▸ **CHALLENGE**: Do not copy the pictures; transcribe all other material exactly.

▸ **DATASET CONTENT**:
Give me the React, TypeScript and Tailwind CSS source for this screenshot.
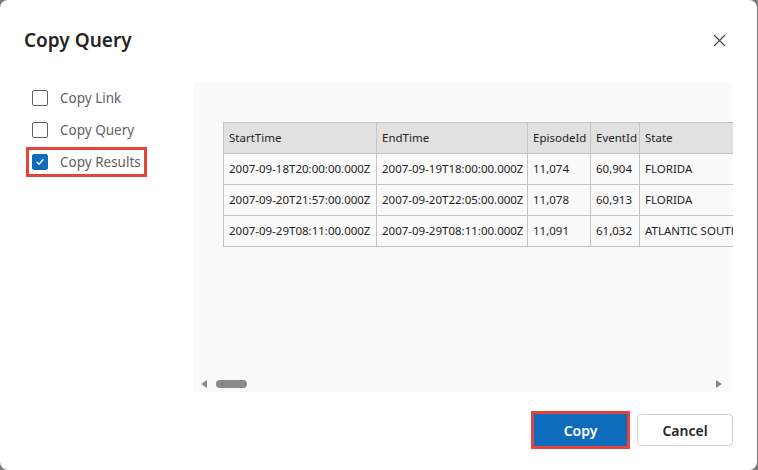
import React from "react";

const columns = [
  { name: "StartTime", width: "w-[153px]" },
  { name: "EndTime", width: "w-[151px]" },
  { name: "EpisodeId", width: "w-[63px]" },
  { name: "EventId", width: "w-[49px]" },
  { name: "State", width: "w-[140px]" },
];

const rows = [
  ["2007-09-18T20:00:00.000Z", "2007-09-19T18:00:00.000Z", "11,074", "60,904", "FLORIDA"],
  ["2007-09-20T21:57:00.000Z", "2007-09-20T22:05:00.000Z", "11,078", "60,913", "FLORIDA"],
  ["2007-09-29T08:11:00.000Z", "2007-09-29T08:11:00.000Z", "11,091", "61,032", "ATLANTIC SOUTH"],
];

function Checkbox({ label, checked, highlight }: { label: string; checked?: boolean; highlight?: boolean }) {
  return (
    <label
      className={`ml-[2px] flex h-[30px] w-fit items-center gap-3 border-[3px] pl-[3px] pr-[3px] ${
        highlight ? "border-[#e5433b]" : "border-transparent"
      }`}
    >
      <span
        className={`grid size-4 place-items-center rounded-[2px] border ${
          checked ? "border-[#0f6cbd] bg-[#0f6cbd]" : "border-[#616161] bg-white"
        }`}
      >
        {checked && (
          <svg width="10" height="10" viewBox="0 0 10 10" fill="none">
            <path d="M2 5.2 4 7.2 8 2.8" stroke="white" strokeWidth="1.3" strokeLinecap="round" strokeLinejoin="round" />
          </svg>
        )}
      </span>
      <span className="text-[13.5px] leading-5 text-[#616161]">{label}</span>
    </label>
  );
}

export default function App() {
  return (
    <div className="flex h-[470px] w-[758px] bg-[#7a7a7a] font-['Noto_Sans',sans-serif] text-[#242424]">
      <div className="flex h-full w-[757px] flex-col rounded-lg bg-white px-6 pb-6">
        <header className="flex items-center justify-between pt-6">
          <h1 className="text-[19px] font-semibold leading-8">Copy Query</h1>
          <button className="mr-[2px] grid size-6 place-items-center text-[#424242]">
            <svg width="13" height="13" viewBox="0 0 13 13" fill="none">
              <path d="M1 1 12 12M12 1 1 12" stroke="currentColor" strokeWidth="1.1" />
            </svg>
          </button>
        </header>

        <div className="mt-[26px] flex h-[310px]">
          <div className="flex w-[169px] shrink-0 flex-col gap-[2px] pt-[1px]">
            <Checkbox label="Copy Link" />
            <Checkbox label="Copy Query" />
            <Checkbox label="Copy Results" checked highlight />
          </div>

          <div className="flex min-w-0 flex-1 flex-col rounded-t bg-[#fafafa]">
            <div className="flex-1 overflow-hidden pl-[30px] pt-10">
              <table className="w-[556px] table-fixed border-collapse text-[11.5px] leading-4">
                <thead>
                  <tr className="h-[31px] bg-[#e1e1e1]">
                    {columns.map((c) => (
                      <th key={c.name} className={`${c.width} border border-[#c4c4c4] px-[5px] text-left font-normal`}>
                        {c.name}
                      </th>
                    ))}
                  </tr>
                </thead>
                <tbody>
                  {rows.map((r, i) => (
                    <tr key={i} className="h-[31px]">
                      {r.map((v, j) => (
                        <td key={j} className="overflow-hidden whitespace-nowrap border border-[#c4c4c4] px-[5px]">
                          {v}
                        </td>
                      ))}
                    </tr>
                  ))}
                </tbody>
              </table>
            </div>
            <div className="flex h-4 items-center justify-between pl-2 pr-[11px] pb-[1px]">
              <div className="flex items-center gap-[9px]">
                <svg width="6" height="8" viewBox="0 0 6 8">
                  <path d="M6 0 0 4 6 8Z" fill="#8a8a8a" />
                </svg>
                <div className="h-2 w-[31px] rounded-full bg-[#8a8a8a]" />
              </div>
              <svg width="6" height="8" viewBox="0 0 6 8">
                <path d="M0 0 6 4 0 8Z" fill="#8a8a8a" />
              </svg>
            </div>
          </div>
        </div>

        <footer className="mt-auto flex justify-end gap-[10px]">
          <button className="h-8 w-[93px] bg-[#0f6cbd] text-[14px] font-semibold text-white outline-[3px] outline-offset-0 outline-[#e5433b]">
            Copy
          </button>
          <button className="h-8 w-[96px] rounded border border-[#d1d1d1] bg-white text-[14px] font-semibold text-[#242424]">
            Cancel
          </button>
        </footer>
      </div>
    </div>
  );
}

▸ **FINAL RESULT**:
Give me the React, TypeScript and Tailwind CSS source for this screenshot.
import React from "react";

const columns = [
  { name: "StartTime", width: "w-[153px]" },
  { name: "EndTime", width: "w-[151px]" },
  { name: "EpisodeId", width: "w-[63px]" },
  { name: "EventId", width: "w-[49px]" },
  { name: "State", width: "w-[140px]" },
];

const rows = [
  ["2007-09-18T20:00:00.000Z", "2007-09-19T18:00:00.000Z", "11,074", "60,904", "FLORIDA"],
  ["2007-09-20T21:57:00.000Z", "2007-09-20T22:05:00.000Z", "11,078", "60,913", "FLORIDA"],
  ["2007-09-29T08:11:00.000Z", "2007-09-29T08:11:00.000Z", "11,091", "61,032", "ATLANTIC SOUTH"],
];

function Checkbox({ label, checked, highlight }: { label: string; checked?: boolean; highlight?: boolean }) {
  return (
    <label
      className={`ml-[2px] flex h-[30px] w-fit items-center gap-3 border-[3px] pl-[3px] pr-[3px] ${
        highlight ? "border-[#e5433b]" : "border-transparent"
      }`}
    >
      <span
        className={`grid size-4 place-items-center rounded-[2px] border ${
          checked ? "border-[#0f6cbd] bg-[#0f6cbd]" : "border-[#616161] bg-white"
        }`}
      >
        {checked && (
          <svg width="10" height="10" viewBox="0 0 10 10" fill="none">
            <path d="M2 5.2 4 7.2 8 2.8" stroke="white" strokeWidth="1.3" strokeLinecap="round" strokeLinejoin="round" />
          </svg>
        )}
      </span>
      <span className="text-[13.5px] leading-5 text-[#616161]">{label}</span>
    </label>
  );
}

export default function App() {
  return (
    <div className="flex h-[470px] w-[758px] bg-[#7a7a7a] font-['Noto_Sans',sans-serif] text-[#242424]">
      <div className="flex h-full w-[757px] flex-col rounded-lg bg-white px-6 pb-6">
        <header className="flex items-center justify-between pt-6">
          <h1 className="text-[19px] font-semibold leading-8">Copy Query</h1>
          <button className="mr-[2px] grid size-6 place-items-center text-[#424242]">
            <svg width="13" height="13" viewBox="0 0 13 13" fill="none">
              <path d="M1 1 12 12M12 1 1 12" stroke="currentColor" strokeWidth="1.1" />
            </svg>
          </button>
        </header>

        <div className="mt-[26px] flex h-[310px]">
          <div className="flex w-[169px] shrink-0 flex-col gap-[2px] pt-[1px]">
            <Checkbox label="Copy Link" />
            <Checkbox label="Copy Query" />
            <Checkbox label="Copy Results" checked highlight />
          </div>

          <div className="flex min-w-0 flex-1 flex-col rounded-t bg-[#fafafa]">
            <div className="flex-1 overflow-hidden pl-[30px] pt-10">
              <table className="w-[556px] table-fixed border-collapse text-[11.5px] leading-4">
                <thead>
                  <tr className="h-[31px] bg-[#e1e1e1]">
                    {columns.map((c) => (
                      <th key={c.name} className={`${c.width} border border-[#c4c4c4] px-[5px] text-left font-normal`}>
                        {c.name}
                      </th>
                    ))}
                  </tr>
                </thead>
                <tbody>
                  {rows.map((r, i) => (
                    <tr key={i} className="h-[31px]">
                      {r.map((v, j) => (
                        <td key={j} className="overflow-hidden whitespace-nowrap border border-[#c4c4c4] px-[5px]">
                          {v}
                        </td>
                      ))}
                    </tr>
                  ))}
                </tbody>
              </table>
            </div>
            <div className="flex h-4 items-center justify-between pl-2 pr-[11px] pb-[1px]">
              <div className="flex items-center gap-[9px]">
                <svg width="6" height="8" viewBox="0 0 6 8">
                  <path d="M6 0 0 4 6 8Z" fill="#8a8a8a" />
                </svg>
                <div className="h-2 w-[31px] rounded-full bg-[#8a8a8a]" />
              </div>
              <svg width="6" height="8" viewBox="0 0 6 8">
                <path d="M0 0 6 4 0 8Z" fill="#8a8a8a" />
              </svg>
            </div>
          </div>
        </div>

        <footer className="mt-auto flex justify-end gap-[10px]">
          <button className="h-8 w-[93px] bg-[#0f6cbd] text-[14px] font-semibold text-white outline-[3px] outline-offset-0 outline-[#e5433b]">
            Copy
          </button>
          <button className="h-8 w-[96px] rounded border border-[#d1d1d1] bg-white text-[14px] font-semibold text-[#242424]">
            Cancel
          </button>
        </footer>
      </div>
    </div>
  );
}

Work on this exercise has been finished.